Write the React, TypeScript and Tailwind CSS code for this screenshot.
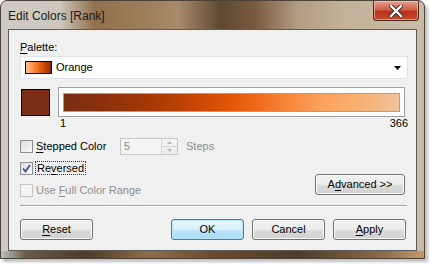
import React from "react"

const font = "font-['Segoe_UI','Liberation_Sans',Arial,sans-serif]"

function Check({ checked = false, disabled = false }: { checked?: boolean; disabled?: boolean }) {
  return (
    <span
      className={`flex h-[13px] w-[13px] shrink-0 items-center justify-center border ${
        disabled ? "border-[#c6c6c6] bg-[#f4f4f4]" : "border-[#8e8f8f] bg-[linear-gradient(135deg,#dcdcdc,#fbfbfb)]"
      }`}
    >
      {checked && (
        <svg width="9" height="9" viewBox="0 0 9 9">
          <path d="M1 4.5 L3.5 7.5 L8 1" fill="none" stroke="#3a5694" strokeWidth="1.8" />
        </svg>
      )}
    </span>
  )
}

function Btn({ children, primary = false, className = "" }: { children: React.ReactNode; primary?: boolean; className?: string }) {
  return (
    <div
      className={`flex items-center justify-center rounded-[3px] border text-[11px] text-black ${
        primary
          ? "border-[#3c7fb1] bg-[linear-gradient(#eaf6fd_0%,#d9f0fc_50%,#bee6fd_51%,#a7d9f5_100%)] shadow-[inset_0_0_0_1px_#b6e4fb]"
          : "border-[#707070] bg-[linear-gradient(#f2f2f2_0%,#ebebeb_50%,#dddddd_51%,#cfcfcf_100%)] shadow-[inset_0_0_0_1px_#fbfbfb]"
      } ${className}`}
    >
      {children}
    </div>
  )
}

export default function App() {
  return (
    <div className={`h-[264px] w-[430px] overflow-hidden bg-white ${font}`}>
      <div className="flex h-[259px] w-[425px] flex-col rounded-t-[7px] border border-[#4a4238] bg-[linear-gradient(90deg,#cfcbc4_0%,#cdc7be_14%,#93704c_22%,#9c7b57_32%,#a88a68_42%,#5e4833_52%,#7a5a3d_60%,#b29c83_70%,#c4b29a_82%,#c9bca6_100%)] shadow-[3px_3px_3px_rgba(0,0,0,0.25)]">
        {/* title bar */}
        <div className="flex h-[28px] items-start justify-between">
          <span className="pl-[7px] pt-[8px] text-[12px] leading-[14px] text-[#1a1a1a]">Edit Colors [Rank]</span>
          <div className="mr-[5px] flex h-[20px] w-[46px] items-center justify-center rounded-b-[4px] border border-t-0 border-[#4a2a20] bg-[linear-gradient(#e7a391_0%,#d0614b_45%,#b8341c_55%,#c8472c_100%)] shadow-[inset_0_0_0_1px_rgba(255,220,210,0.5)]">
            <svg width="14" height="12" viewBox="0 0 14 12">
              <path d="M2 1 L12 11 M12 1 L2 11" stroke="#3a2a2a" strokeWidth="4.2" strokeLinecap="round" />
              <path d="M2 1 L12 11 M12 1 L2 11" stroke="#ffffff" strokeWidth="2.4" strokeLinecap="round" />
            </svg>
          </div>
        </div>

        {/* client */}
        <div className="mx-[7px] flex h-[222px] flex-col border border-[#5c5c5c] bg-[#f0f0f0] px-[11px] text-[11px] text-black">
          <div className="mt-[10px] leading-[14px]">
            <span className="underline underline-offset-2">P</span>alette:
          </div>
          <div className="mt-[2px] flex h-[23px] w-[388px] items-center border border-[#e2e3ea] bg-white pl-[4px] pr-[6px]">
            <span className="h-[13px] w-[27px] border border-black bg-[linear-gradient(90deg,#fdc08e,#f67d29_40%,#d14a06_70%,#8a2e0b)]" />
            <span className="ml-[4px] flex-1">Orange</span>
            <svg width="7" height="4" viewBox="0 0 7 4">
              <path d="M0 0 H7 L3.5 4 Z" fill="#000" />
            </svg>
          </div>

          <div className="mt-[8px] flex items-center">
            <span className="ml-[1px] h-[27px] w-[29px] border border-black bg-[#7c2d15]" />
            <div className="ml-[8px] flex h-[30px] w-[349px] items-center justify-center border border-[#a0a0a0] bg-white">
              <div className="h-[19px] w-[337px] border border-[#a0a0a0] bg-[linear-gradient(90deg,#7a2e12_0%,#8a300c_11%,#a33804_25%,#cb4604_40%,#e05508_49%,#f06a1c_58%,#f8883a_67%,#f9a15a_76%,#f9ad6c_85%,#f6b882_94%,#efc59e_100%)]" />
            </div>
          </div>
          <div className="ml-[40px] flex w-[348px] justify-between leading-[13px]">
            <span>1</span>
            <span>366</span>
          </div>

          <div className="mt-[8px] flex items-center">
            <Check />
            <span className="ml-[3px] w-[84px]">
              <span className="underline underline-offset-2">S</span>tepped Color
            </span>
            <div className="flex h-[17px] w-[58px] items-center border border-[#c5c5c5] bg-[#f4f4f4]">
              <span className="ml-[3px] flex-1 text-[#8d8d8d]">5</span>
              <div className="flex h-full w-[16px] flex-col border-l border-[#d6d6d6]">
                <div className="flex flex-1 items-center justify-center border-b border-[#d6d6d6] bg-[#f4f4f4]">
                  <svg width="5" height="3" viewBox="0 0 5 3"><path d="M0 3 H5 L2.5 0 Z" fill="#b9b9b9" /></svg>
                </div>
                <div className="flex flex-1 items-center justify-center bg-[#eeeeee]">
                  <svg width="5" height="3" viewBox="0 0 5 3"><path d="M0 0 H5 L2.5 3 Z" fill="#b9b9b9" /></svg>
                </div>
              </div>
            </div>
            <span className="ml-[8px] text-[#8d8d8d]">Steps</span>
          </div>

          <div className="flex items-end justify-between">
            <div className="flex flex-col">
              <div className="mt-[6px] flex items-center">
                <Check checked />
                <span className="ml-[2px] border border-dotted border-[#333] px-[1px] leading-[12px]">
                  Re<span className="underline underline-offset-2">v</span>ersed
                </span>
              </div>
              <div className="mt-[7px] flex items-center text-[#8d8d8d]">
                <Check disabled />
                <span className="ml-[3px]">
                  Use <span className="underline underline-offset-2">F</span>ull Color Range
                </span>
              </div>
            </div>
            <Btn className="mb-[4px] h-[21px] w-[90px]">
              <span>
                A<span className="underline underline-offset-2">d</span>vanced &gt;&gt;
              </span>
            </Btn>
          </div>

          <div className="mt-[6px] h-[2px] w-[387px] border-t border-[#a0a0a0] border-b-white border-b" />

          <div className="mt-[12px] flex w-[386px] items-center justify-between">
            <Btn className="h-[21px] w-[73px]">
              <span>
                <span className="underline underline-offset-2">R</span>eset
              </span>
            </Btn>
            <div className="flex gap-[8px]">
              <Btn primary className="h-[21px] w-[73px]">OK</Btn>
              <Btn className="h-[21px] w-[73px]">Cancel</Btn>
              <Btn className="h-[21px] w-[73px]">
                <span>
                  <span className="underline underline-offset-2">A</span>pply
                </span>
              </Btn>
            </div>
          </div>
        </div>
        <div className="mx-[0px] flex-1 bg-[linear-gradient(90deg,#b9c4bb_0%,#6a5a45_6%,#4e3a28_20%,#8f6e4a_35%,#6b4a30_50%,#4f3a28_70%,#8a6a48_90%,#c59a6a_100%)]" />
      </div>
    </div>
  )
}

════════════════════

◆ STATED PROBLEM: Repeat the data exactly, without the pictures.

◆ SOLUTION:
Write the React, TypeScript and Tailwind CSS code for this screenshot.
import React from "react"

const font = "font-['Segoe_UI','Liberation_Sans',Arial,sans-serif]"

function Check({ checked = false, disabled = false }: { checked?: boolean; disabled?: boolean }) {
  return (
    <span
      className={`flex h-[13px] w-[13px] shrink-0 items-center justify-center border ${
        disabled ? "border-[#c6c6c6] bg-[#f4f4f4]" : "border-[#8e8f8f] bg-[linear-gradient(135deg,#dcdcdc,#fbfbfb)]"
      }`}
    >
      {checked && (
        <svg width="9" height="9" viewBox="0 0 9 9">
          <path d="M1 4.5 L3.5 7.5 L8 1" fill="none" stroke="#3a5694" strokeWidth="1.8" />
        </svg>
      )}
    </span>
  )
}

function Btn({ children, primary = false, className = "" }: { children: React.ReactNode; primary?: boolean; className?: string }) {
  return (
    <div
      className={`flex items-center justify-center rounded-[3px] border text-[11px] text-black ${
        primary
          ? "border-[#3c7fb1] bg-[linear-gradient(#eaf6fd_0%,#d9f0fc_50%,#bee6fd_51%,#a7d9f5_100%)] shadow-[inset_0_0_0_1px_#b6e4fb]"
          : "border-[#707070] bg-[linear-gradient(#f2f2f2_0%,#ebebeb_50%,#dddddd_51%,#cfcfcf_100%)] shadow-[inset_0_0_0_1px_#fbfbfb]"
      } ${className}`}
    >
      {children}
    </div>
  )
}

export default function App() {
  return (
    <div className={`h-[264px] w-[430px] overflow-hidden bg-white ${font}`}>
      <div className="flex h-[259px] w-[425px] flex-col rounded-t-[7px] border border-[#4a4238] bg-[linear-gradient(90deg,#cfcbc4_0%,#cdc7be_14%,#93704c_22%,#9c7b57_32%,#a88a68_42%,#5e4833_52%,#7a5a3d_60%,#b29c83_70%,#c4b29a_82%,#c9bca6_100%)] shadow-[3px_3px_3px_rgba(0,0,0,0.25)]">
        {/* title bar */}
        <div className="flex h-[28px] items-start justify-between">
          <span className="pl-[7px] pt-[8px] text-[12px] leading-[14px] text-[#1a1a1a]">Edit Colors [Rank]</span>
          <div className="mr-[5px] flex h-[20px] w-[46px] items-center justify-center rounded-b-[4px] border border-t-0 border-[#4a2a20] bg-[linear-gradient(#e7a391_0%,#d0614b_45%,#b8341c_55%,#c8472c_100%)] shadow-[inset_0_0_0_1px_rgba(255,220,210,0.5)]">
            <svg width="14" height="12" viewBox="0 0 14 12">
              <path d="M2 1 L12 11 M12 1 L2 11" stroke="#3a2a2a" strokeWidth="4.2" strokeLinecap="round" />
              <path d="M2 1 L12 11 M12 1 L2 11" stroke="#ffffff" strokeWidth="2.4" strokeLinecap="round" />
            </svg>
          </div>
        </div>

        {/* client */}
        <div className="mx-[7px] flex h-[222px] flex-col border border-[#5c5c5c] bg-[#f0f0f0] px-[11px] text-[11px] text-black">
          <div className="mt-[10px] leading-[14px]">
            <span className="underline underline-offset-2">P</span>alette:
          </div>
          <div className="mt-[2px] flex h-[23px] w-[388px] items-center border border-[#e2e3ea] bg-white pl-[4px] pr-[6px]">
            <span className="h-[13px] w-[27px] border border-black bg-[linear-gradient(90deg,#fdc08e,#f67d29_40%,#d14a06_70%,#8a2e0b)]" />
            <span className="ml-[4px] flex-1">Orange</span>
            <svg width="7" height="4" viewBox="0 0 7 4">
              <path d="M0 0 H7 L3.5 4 Z" fill="#000" />
            </svg>
          </div>

          <div className="mt-[8px] flex items-center">
            <span className="ml-[1px] h-[27px] w-[29px] border border-black bg-[#7c2d15]" />
            <div className="ml-[8px] flex h-[30px] w-[349px] items-center justify-center border border-[#a0a0a0] bg-white">
              <div className="h-[19px] w-[337px] border border-[#a0a0a0] bg-[linear-gradient(90deg,#7a2e12_0%,#8a300c_11%,#a33804_25%,#cb4604_40%,#e05508_49%,#f06a1c_58%,#f8883a_67%,#f9a15a_76%,#f9ad6c_85%,#f6b882_94%,#efc59e_100%)]" />
            </div>
          </div>
          <div className="ml-[40px] flex w-[348px] justify-between leading-[13px]">
            <span>1</span>
            <span>366</span>
          </div>

          <div className="mt-[8px] flex items-center">
            <Check />
            <span className="ml-[3px] w-[84px]">
              <span className="underline underline-offset-2">S</span>tepped Color
            </span>
            <div className="flex h-[17px] w-[58px] items-center border border-[#c5c5c5] bg-[#f4f4f4]">
              <span className="ml-[3px] flex-1 text-[#8d8d8d]">5</span>
              <div className="flex h-full w-[16px] flex-col border-l border-[#d6d6d6]">
                <div className="flex flex-1 items-center justify-center border-b border-[#d6d6d6] bg-[#f4f4f4]">
                  <svg width="5" height="3" viewBox="0 0 5 3"><path d="M0 3 H5 L2.5 0 Z" fill="#b9b9b9" /></svg>
                </div>
                <div className="flex flex-1 items-center justify-center bg-[#eeeeee]">
                  <svg width="5" height="3" viewBox="0 0 5 3"><path d="M0 0 H5 L2.5 3 Z" fill="#b9b9b9" /></svg>
                </div>
              </div>
            </div>
            <span className="ml-[8px] text-[#8d8d8d]">Steps</span>
          </div>

          <div className="flex items-end justify-between">
            <div className="flex flex-col">
              <div className="mt-[6px] flex items-center">
                <Check checked />
                <span className="ml-[2px] border border-dotted border-[#333] px-[1px] leading-[12px]">
                  Re<span className="underline underline-offset-2">v</span>ersed
                </span>
              </div>
              <div className="mt-[7px] flex items-center text-[#8d8d8d]">
                <Check disabled />
                <span className="ml-[3px]">
                  Use <span className="underline underline-offset-2">F</span>ull Color Range
                </span>
              </div>
            </div>
            <Btn className="mb-[4px] h-[21px] w-[90px]">
              <span>
                A<span className="underline underline-offset-2">d</span>vanced &gt;&gt;
              </span>
            </Btn>
          </div>

          <div className="mt-[6px] h-[2px] w-[387px] border-t border-[#a0a0a0] border-b-white border-b" />

          <div className="mt-[12px] flex w-[386px] items-center justify-between">
            <Btn className="h-[21px] w-[73px]">
              <span>
                <span className="underline underline-offset-2">R</span>eset
              </span>
            </Btn>
            <div className="flex gap-[8px]">
              <Btn primary className="h-[21px] w-[73px]">OK</Btn>
              <Btn className="h-[21px] w-[73px]">Cancel</Btn>
              <Btn className="h-[21px] w-[73px]">
                <span>
                  <span className="underline underline-offset-2">A</span>pply
                </span>
              </Btn>
            </div>
          </div>
        </div>
        <div className="mx-[0px] flex-1 bg-[linear-gradient(90deg,#b9c4bb_0%,#6a5a45_6%,#4e3a28_20%,#8f6e4a_35%,#6b4a30_50%,#4f3a28_70%,#8a6a48_90%,#c59a6a_100%)]" />
      </div>
    </div>
  )
}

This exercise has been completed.